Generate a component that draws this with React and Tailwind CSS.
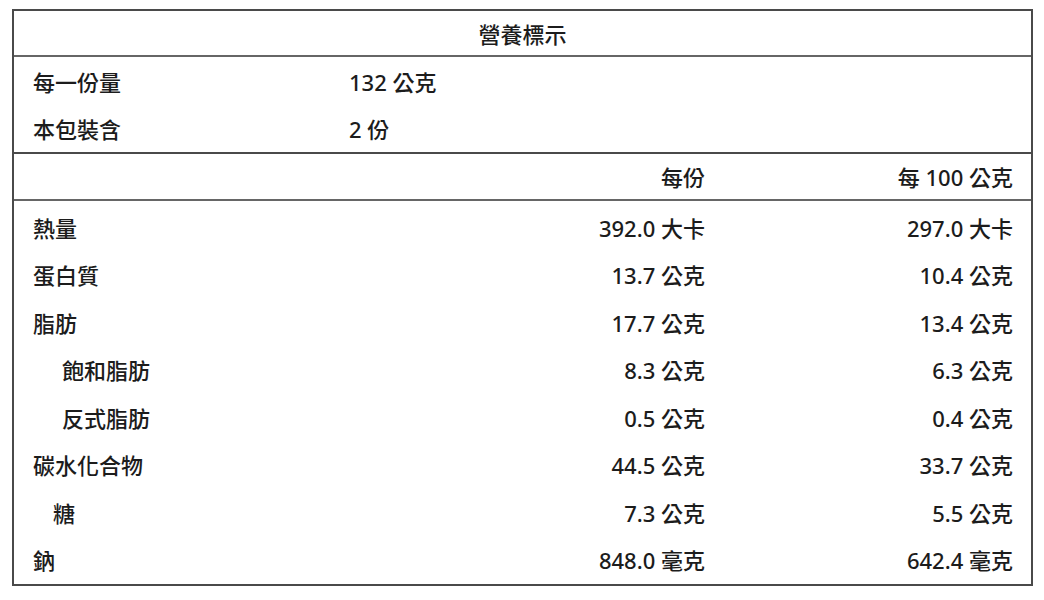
import React from 'react';

const rows = [
  { label: '熱量', per: '392.0 大卡', per100: '297.0 大卡', indent: 0 },
  { label: '蛋白質', per: '13.7 公克', per100: '10.4 公克', indent: 0 },
  { label: '脂肪', per: '17.7 公克', per100: '13.4 公克', indent: 0 },
  { label: '飽和脂肪', per: '8.3 公克', per100: '6.3 公克', indent: 2 },
  { label: '反式脂肪', per: '0.5 公克', per100: '0.4 公克', indent: 2 },
  { label: '碳水化合物', per: '44.5 公克', per100: '33.7 公克', indent: 0 },
  { label: '糖', per: '7.3 公克', per100: '5.5 公克', indent: 1 },
  { label: '鈉', per: '848.0 毫克', per100: '642.4 毫克', indent: 0 },
];

function Row({ label, per, per100, indent, height = 'h-[47.5px]' }) {
  const pad = indent === 2 ? 'pl-[48px]' : indent === 1 ? 'pl-[39px]' : 'pl-[19px]';
  return (
    <div className={`flex items-center ${height}`}>
      <div className={`flex-1 ${pad}`}>{label}</div>
      <div className="w-[300px] text-right">{per}</div>
      <div className="w-[326px] pr-[18px] text-right">{per100}</div>
    </div>
  );
}

export default function App() {
  return (
    <div className="min-h-[600px] bg-white pt-[9px] pl-[12px]">
      <div
        className="w-[1021px] border-2 border-[#4a4a4a] text-[22px] font-medium leading-none text-[#1c1c1c]"
        style={{ fontFamily: '"Noto Sans", "Noto Sans CJK TC", sans-serif' }}
      >
        {/* title */}
        <div className="flex h-[46px] items-center justify-center border-b-2 border-[#666] pt-[1px]">
          營養標示
        </div>

        {/* serving info */}
        <div className="border-b-2 border-[#4a4a4a] pt-[1px]">
          {[
            ['每一份量', '132 公克'],
            ['本包裝含', '2 份'],
          ].map(([k, v]) => (
            <div key={k} className="flex h-[47px] items-center pl-[19px]">
              <div className="w-[316px]">{k}</div>
              <div>{v}</div>
            </div>
          ))}
        </div>

        {/* header */}
        <div className="flex h-[47px] items-center border-b-2 border-[#666] pt-[1px]">
          <div className="flex-1" />
          <div className="w-[300px] text-right">每份</div>
          <div className="w-[326px] pr-[18px] text-right">每 100 公克</div>
        </div>

        {/* nutrients */}
        <div className="pt-[3px]">
          {rows.map((r) => (
            <Row key={r.label} {...r} />
          ))}
        </div>
      </div>
    </div>
  );
}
+ + +
Write out the lines from the start of the material to the line with "import React from 'react';", inclusive and exactly. Skip the pictures.

Solved problem:
Generate a component that draws this with React and Tailwind CSS.
import React from 'react';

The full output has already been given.